Look inside Yellowknife’s new École Įtłʼo ahead of opening day
Yellowknife’s first new school in two decades opens on Monday, August 29. École Įtłʼo is the replacement for École JH Sissons, which closed in 2020 after 45 years’ service.
The new École Įtłʼo facility features 18 classrooms, interactive whiteboards, ergonomic furniture, dedicated quiet spaces, gender-neutral washrooms and a centrally located library.
The territorial government said the school had been completed on time and on budget, though a few items are still outstanding. The gym, for example, has yet to be completed.
Jameel Aziz, who took over as the YK1 school district’s superintendent last week, said École Įtłʼo was an “amazing” school building.
“The design is so modern: the light, the organization, some of the colour cues and some of the natural wood and the curved hallways,” Aziz told Cabin Radio.
“I have not been part of a new school build for a very long time. Schools were not built the way that school is built. It almost makes me want to go back and become a teacher or run a school again, just to be part of that building.
“I think it’s going to be fantastic for our students. Hopefully it’s the first of maybe a few others that will come our way. It’s a beautiful building, really well thought out, and I think it’s going to be a real asset to the community and for our kids.”
The name Įtł’ǫ̀ reflects a Wılıı̀deh word for cranberry, a name chosen in January after three months spent refining a shortlist of suggestions.
The school is expected to house some 250 to 300 students once enrolment numbers are finalized.
“An Indigenous consultant provided insights on the design of the building, which resulted in incorporated elements such as circular spaces, wayfinding, and colour selections,” said the territorial government in a news release.
“Artwork by Chipewyan Dene artist John Rombough that was originally installed on the exterior of JH Sissons will feature on the interior east wall of the library.”
The gym is not yet complete in part because it had been serving as a staging area for the materials needed to finish the rest of the build, meaning time is needed to now finish the flooring. Aziz added supply chain issues affecting much of the world, driven by issues like the pandemic and Russia’s invasion of Ukraine, had played a role.

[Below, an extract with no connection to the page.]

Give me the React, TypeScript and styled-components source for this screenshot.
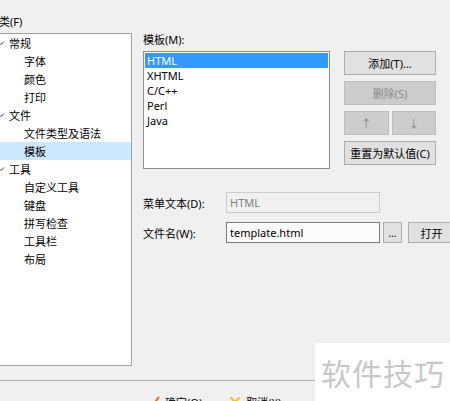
import styled, { createGlobalStyle } from 'styled-components';

const GlobalStyle = createGlobalStyle`
  html, body {
    margin: 0;
    padding: 0;
    background: #f0f0f0;
    overflow: hidden;
  }
  * { box-sizing: border-box; }
`;

const uiFont = `"Noto Sans", "Noto Sans CJK SC", sans-serif`;

type Node = { label: string; level: 0 | 1; expanded?: boolean; selected?: boolean };

const categories: Node[] = [
  { label: '常规', level: 0, expanded: true },
  { label: '字体', level: 1 },
  { label: '颜色', level: 1 },
  { label: '打印', level: 1 },
  { label: '文件', level: 0, expanded: true },
  { label: '文件类型及语法', level: 1 },
  { label: '模板', level: 1, selected: true },
  { label: '工具', level: 0, expanded: true },
  { label: '自定义工具', level: 1 },
  { label: '键盘', level: 1 },
  { label: '拼写检查', level: 1 },
  { label: '工具栏', level: 1 },
  { label: '布局', level: 1 },
];

const templates = ['HTML', 'XHTML', 'C/C++', 'Perl', 'Java'];

function Chevron() {
  return (
    <svg width="8" height="8" viewBox="0 0 8 8" aria-hidden="true">
      <path d="M1 2.5 L4 5.5 L7 2.5" fill="none" stroke="#404040" strokeWidth="1" />
    </svg>
  );
}

function CheckIcon() {
  return (
    <svg width="12" height="12" viewBox="0 0 12 12" aria-hidden="true">
      <path d="M1.5 6.5 L4.5 10 L10.5 1.5" fill="none" stroke="#e2672b" strokeWidth="2" strokeLinecap="round" />
    </svg>
  );
}

function CrossIcon() {
  return (
    <svg width="12" height="12" viewBox="0 0 12 12" aria-hidden="true">
      <path d="M2 2 L10 10 M10 2 L2 10" fill="none" stroke="#f2c13c" strokeWidth="2.4" strokeLinecap="round" />
    </svg>
  );
}

export default function App() {
  return (
    <Window>
      <GlobalStyle />
      <Dialog>
        <Main>
          <CategoryPane>
            <FieldLabel>分类(F)</FieldLabel>
            <TreeBox>
              {categories.map((node) => (
                <TreeRow key={node.label} $level={node.level} $selected={!!node.selected}>
                  {node.expanded && (
                    <Expander>
                      <Chevron />
                    </Expander>
                  )}
                  {node.label}
                </TreeRow>
              ))}
            </TreeBox>
          </CategoryPane>

          <TemplatePane>
            <FieldLabel>模板(M):</FieldLabel>
            <ListRow>
              <ListBox>
                {templates.map((t, i) => (
                  <ListItem key={t} $selected={i === 0}>
                    {t}
                  </ListItem>
                ))}
              </ListBox>
              <ButtonColumn>
                <Button>添加(T)...</Button>
                <Button $disabled>删除(S)</Button>
                <ButtonPair>
                  <Button $disabled>↑</Button>
                  <Button $disabled>↓</Button>
                </ButtonPair>
                <Button>重置为默认值(C)</Button>
              </ButtonColumn>
            </ListRow>

            <Form>
              <FormRow>
                <FormLabel>菜单文本(D):</FormLabel>
                <TextBox $disabled>HTML</TextBox>
              </FormRow>
              <FormRow>
                <FormLabel>文件名(W):</FormLabel>
                <TextBox>template.html</TextBox>
                <BrowseButton>...</BrowseButton>
                <OpenButton>打开</OpenButton>
              </FormRow>
            </Form>
          </TemplatePane>
        </Main>

        <Separator />

        <Footer>
          <FooterButton>
            <CheckIcon />
            确定(O)
          </FooterButton>
          <FooterButton>
            <CrossIcon />
            取消(X)
          </FooterButton>
        </Footer>
      </Dialog>

      <Watermark>软件技巧</Watermark>
    </Window>
  );
}

const Window = styled.div`
  position: relative;
  width: 450px;
  height: 401px;
  overflow: hidden;
  font-family: ${uiFont};
  font-size: 11px;
  color: #000;
`;

const Dialog = styled.div`
  margin-left: -12px;
  width: 480px;
  padding-top: 14px;
  display: flex;
  flex-direction: column;
`;

const Main = styled.div`
  display: flex;
  gap: 11px;
`;

const CategoryPane = styled.div`
  width: 144px;
  display: flex;
  flex-direction: column;
`;

const FieldLabel = styled.div`
  height: 16px;
  line-height: 16px;
  white-space: nowrap;
`;

const TreeBox = styled.div`
  margin-top: 3px;
  height: 333px;
  background: #fff;
  border: 1px solid #a0a0a0;
`;

const TreeRow = styled.div<{ $level: 0 | 1; $selected: boolean }>`
  position: relative;
  height: 18px;
  display: flex;
  align-items: center;
  padding-left: ${(p) => (p.$level === 0 ? 20 : 35)}px;
  background: ${(p) => (p.$selected ? '#cce8ff' : 'transparent')};
  white-space: nowrap;
`;

const Expander = styled.span`
  position: absolute;
  left: 8px;
  top: 5px;
  display: flex;
`;

const TemplatePane = styled.div`
  padding-top: 18px;
  display: flex;
  flex-direction: column;
`;

const ListRow = styled.div`
  display: flex;
  margin-top: 3px;
`;

const ListBox = styled.div`
  width: 187px;
  height: 118px;
  background: #fff;
  border: 1px solid #8f8f8f;
  padding: 1px;
`;

const ListItem = styled.div<{ $selected: boolean }>`
  height: 15px;
  line-height: 15px;
  padding-left: 2px;
  background: ${(p) => (p.$selected ? '#3399ff' : 'transparent')};
  color: ${(p) => (p.$selected ? '#fff' : '#000')};
`;

const ButtonColumn = styled.div`
  margin-left: 14px;
  width: 92px;
  display: flex;
  flex-direction: column;
  gap: 6px;
`;

const ButtonPair = styled.div`
  display: grid;
  grid-template-columns: 1fr 1fr;
  gap: 3px;
`;

const Button = styled.div<{ $disabled?: boolean }>`
  height: 24px;
  display: flex;
  align-items: center;
  justify-content: center;
  white-space: nowrap;
  background: ${(p) => (p.$disabled ? '#cccccc' : '#e1e1e1')};
  border: 1px solid ${(p) => (p.$disabled ? '#bfbfbf' : '#adadad')};
  color: ${(p) => (p.$disabled ? '#8a8a8a' : '#000')};
`;

const Form = styled.div`
  margin-top: 23px;
  display: flex;
  flex-direction: column;
  gap: 9px;
`;

const FormRow = styled.div`
  display: flex;
  align-items: center;
  height: 21px;
`;

const FormLabel = styled.div`
  width: 83px;
  white-space: nowrap;
`;

const TextBox = styled.div<{ $disabled?: boolean }>`
  width: 154px;
  height: 21px;
  line-height: 19px;
  padding-left: 3px;
  background: ${(p) => (p.$disabled ? '#f0f0f0' : '#fbfbfb')};
  border: 1px solid ${(p) => (p.$disabled ? '#cccccc' : '#7a7a7a')};
  color: ${(p) => (p.$disabled ? '#808080' : '#000')};
`;

const BrowseButton = styled(Button)`
  margin-left: 3px;
  width: 19px;
  height: 21px;
  align-items: flex-end;
  padding-bottom: 5px;
  font-size: 10px;
  line-height: 8px;
`;

const OpenButton = styled(Button)`
  margin-left: 6px;
  width: 47px;
  height: 21px;
`;

const Separator = styled.div`
  margin-top: 14px;
  height: 1px;
  background: #acacac;
`;

const Footer = styled.div`
  display: flex;
  gap: 27px;
  padding: 13px 0 0 160px;
`;

const FooterButton = styled.div`
  display: flex;
  align-items: center;
  gap: 5px;
  height: 16px;
  white-space: nowrap;
`;

const Watermark = styled.div`
  position: absolute;
  left: 315px;
  top: 343px;
  width: 140px;
  height: 58px;
  background: #fff;
  display: flex;
  align-items: center;
  padding-left: 6px;
  font-family: "Noto Sans CJK SC", sans-serif;
  font-size: 30px;
  letter-spacing: 1px;
  color: #c8c8c8;
  white-space: nowrap;
`;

“There is a beautiful outdoor plaza area that they’re going to use for gym and outdoor activities, as well as the playground,” said YK1 assistant superintendent Shirley Zouboules. “Hopefully, the weather stays good.”
Finishing touches are also awaited in the library, community kitchen and project room according to an update posted to the school’s website last week. Remaining work will be completed after 4pm on school days to avoid interrupting students’ learning, Zouboules said.
“Kudos has to go to the school staffs at Įtłʼo and William Mac,” she said, referring to William McDonald Middle School, where most JH Sissons students have been studying since 2020 after losing their own school.
“They have been incredibly accommodating. It will be really nice to have them in their own space again.”
A main focus for Aziz as superintendent will be moving YK1, like the rest of the NWT, to British Columbia’s school curriculum after the territorial government elected to introduce it and drop Alberta’s equivalent.
Aziz has 25 years’ experience in BC’s education system on which to draw.
He said he is also interested in developing infrastructure that will open up more outdoor space and “make sure our students have every opportunity to pursue their passions.”
“There will be things being brought forward in terms of just providing more outdoor space, more playing space, and probably more athletic or recreational opportunities for kids,” Aziz told Cabin Radio.
“Fine arts, trades, athletics – kids remember those experiences in school as much as they do the lessons and the teachers that they engage with. If our kids are thinking about this as the path they’d like to take, then we have the opportunity and we have the facilities to help them at least experience a little bit of that path.”
He said those opportunities should include closer collaboration with the polytechnic university into which the NWT’s Aurora College is now transforming.
“In my previous district, we were very fortunate: we had a great arrangement with our local university,” he said, referring to the Nicola Valley Institute of Technology, an Indigenous public post-secondary institute in Merritt.
“We saw a history of our kids going off to post-secondary not ready for that transition and challenge, especially when coming from smaller communities. They would go off and they would have a negative experience, and then that would be the end of it.
“So I think there’s the opportunity to work with our local post-secondaries here to help create some bridging opportunities for kids – and it may be the final outcome for some of our kids as well – but certainly to get them started as to what the post-secondary world looks like, get some prerequisite courses under their belts before they go off to some of the larger centres, and then they’re more prepared and they will have better success.”
A grand opening for École Įtłʼo will be announced at a later date.